Starting this Friday, July 1, the Metropolitan Museum of Art is raising its prices by $5 across the board, making it the most expensive museum in the city. Adults will now pay $30, up from $25; seniors will be $22, up from $17; and students will be $17, up from $12. It will retain its “pay as you wish” option for New York state residents as well as students who live in NY, NJ or Connecticut.
“The Museum is always seeking a balance between ensuring that we are providing as wide access as possible, and generating critical support for our programming,” a museum spokesperson told The Post. “We think… having a modest increase for out-of-state and international visitors, for the first time in 11 years, is fair and appropriate.”

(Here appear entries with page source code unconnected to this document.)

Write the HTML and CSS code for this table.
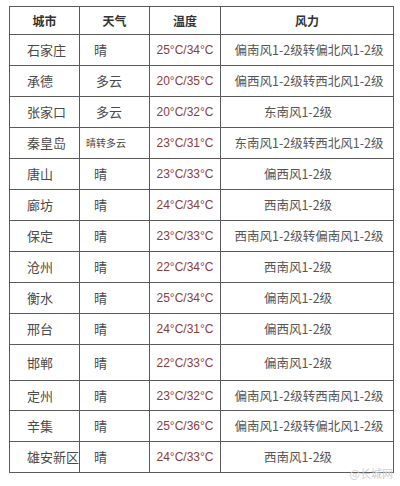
FILE: index.html
```html
<!DOCTYPE html>
<html lang="zh-CN">
<head>
<meta charset="utf-8">
<link rel="stylesheet" href="styles.css">
</head>
<body>
<div class="page">
<table class="weather">
<colgroup><col class="c1"><col class="c2"><col class="c3"><col class="c4"></colgroup>
<thead>
<tr class="head"><th>城市</th><th>天气</th><th>温度</th><th>风力</th></tr>
</thead>
<tbody>
<tr><td class="city">石家庄</td><td class="wx">晴</td><td class="temp">25°C/34°C</td><td class="wind">偏南风1-2级转偏北风1-2级</td></tr>
<tr><td class="city">承德</td><td class="wx wx2">多云</td><td class="temp">20°C/35°C</td><td class="wind">偏西风1-2级转西北风1-2级</td></tr>
<tr><td class="city">张家口</td><td class="wx wx2">多云</td><td class="temp">20°C/32°C</td><td class="wind short">东南风1-2级</td></tr>
<tr><td class="city">秦皇岛</td><td class="wx wx4">晴转多云</td><td class="temp">23°C/31°C</td><td class="wind">东南风1-2级转西北风1-2级</td></tr>
<tr><td class="city">唐山</td><td class="wx">晴</td><td class="temp">23°C/33°C</td><td class="wind short">偏西风1-2级</td></tr>
<tr><td class="city">廊坊</td><td class="wx">晴</td><td class="temp">24°C/34°C</td><td class="wind short">西南风1-2级</td></tr>
<tr><td class="city">保定</td><td class="wx">晴</td><td class="temp">23°C/33°C</td><td class="wind">西南风1-2级转偏南风1-2级</td></tr>
<tr><td class="city">沧州</td><td class="wx">晴</td><td class="temp">22°C/34°C</td><td class="wind short">西南风1-2级</td></tr>
<tr><td class="city">衡水</td><td class="wx">晴</td><td class="temp">25°C/34°C</td><td class="wind short">偏南风1-2级</td></tr>
<tr><td class="city">邢台</td><td class="wx">晴</td><td class="temp">24°C/31°C</td><td class="wind short">偏西风1-2级</td></tr>
<tr class="tall"><td class="city">邯郸</td><td class="wx">晴</td><td class="temp">22°C/33°C</td><td class="wind short">偏南风1-2级</td></tr>
<tr class="thin"><td class="city">定州</td><td class="wx">晴</td><td class="temp">23°C/32°C</td><td class="wind">偏南风1-2级转西南风1-2级</td></tr>
<tr><td class="city">辛集</td><td class="wx">晴</td><td class="temp">25°C/36°C</td><td class="wind">偏南风1-2级转偏北风1-2级</td></tr>
<tr class="last"><td class="city">雄安新区</td><td class="wx">晴</td><td class="temp">24°C/33°C</td><td class="wind short">西南风1-2级</td></tr>
</tbody>
</table>
<div class="mark">@长城网</div>
</div>
</body>
</html>
```

FILE: styles.css
```css
html, body {
  margin: 0;
  padding: 0;
  background: #fff;
}
.page {
  position: relative;
  width: 400px;
  height: 486px;
  padding: 6px 0 0 9px;
  box-sizing: border-box;
  font-family: "Noto Sans CJK SC", "Liberation Sans", sans-serif;
}
.weather {
  border-collapse: collapse;
  table-layout: fixed;
  width: 384px;
  color: #4a4a4a;
  font-size: 13px;
}
.c1 { width: 70px; }
.c2 { width: 70px; }
.c3 { width: 71px; }
.c4 { width: 173px; }
.weather th, .weather td {
  border: 1px solid #5a5a5a;
  padding: 0;
  line-height: 16px;
  white-space: nowrap;
  vertical-align: middle;
}
.weather .head th {
  height: 27px;
  font-size: 12px;
  font-weight: 700;
  color: #333;
  text-align: center;
}
.weather td {
  height: 30px;
}
.weather tr.tall td { height: 35px; }
.weather tr.thin td { height: 29px; }
.weather .city {
  text-align: left;
  padding-left: 17px;
}
.weather .wx {
  text-align: left;
  padding-left: 14px;
}
.weather .wx2 { padding-left: 16px; }
.weather .wx4 {
  font-size: 10px;
  padding-left: 6px;
}
.weather .temp {
  text-align: center;
  font-family: "Liberation Sans", sans-serif;
  font-size: 12px;
  color: #8a3d3d;
}
.weather .wind {
  text-align: center;
  color: #555;
  font-size: 12.5px;
  padding-left: 4px;
}
.weather .wind.short {
  padding-left: 0;
  padding-right: 18px;
}
.mark {
  position: absolute;
  right: 7px;
  bottom: 5px;
  font-size: 11px;
  color: #d0d0d0;
}
```
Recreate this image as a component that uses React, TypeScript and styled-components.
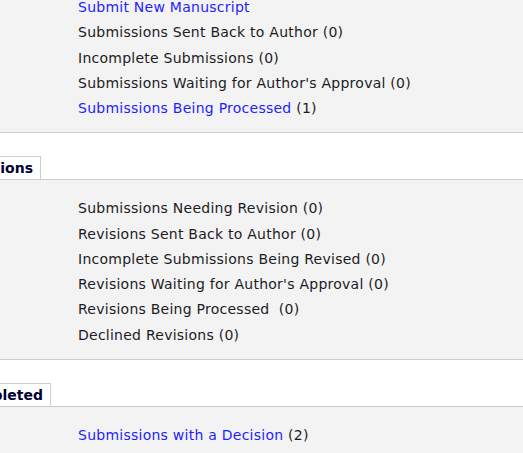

The last increase of this sort was in 2011, when the adult admission price increased from $20 to $25. With the impending $30 price point, the Met will be notably more expensive than the 9/11 Memorial Museum ($26), the Guggenheim Museum ($25), the Museum of Modern Art ($25), the Whitney Museum of American Art ($25), the American Museum of Natural History ($22 or pay-what-you-wish for NY, NJ and Conn. residents), the Brooklyn Museum ($16) and the Jewish Museum ($15).
Up until 2018, the Met’s pay-what-you-wish policy extended to visitors from around the globe, the last museum in the world to have such broad guidelines. In March of that year, the policy changed to apply only to state residents and students in the tri-state area.
Despite not needing to pay the hefty new admission fee, some locals are still annoyed about it. Ericson Contreras, a 19-year-old student from Harlem visiting the museum earlier in the week, called the new pricing “absurd” and said he’s been disappointed about the limited diversity in the museum’s collection.
“I’m personally Afro-Hispanic,” he said. “It [makes] me mad.”
Tourists visiting the museum had mixed emotions about the increase.
Luke Fouche, a 29-year-old contract manager in town from South Africa, said he’d gladly pay the $30.
“I’m not a big art fan, but for me to come and see so much art in one place is an experience,” he said. “Plus I think I’m obligated to have a hot dog on the steps because it’s a big thing.”
“For what you get to see, it’s worth $30,” said Melissa Calasso, a 38-year-old stay-at-home mom from Germany.
Grace Miller, a 23-year-old visiting from Wisconsin, was less enthused.
“It’s funny because the last time I was here, that was the first time they started charging,” said Miller, referencing the 2018 change.
“Now that they’re upping the price again,” she said, “I think I should stop coming to New York.”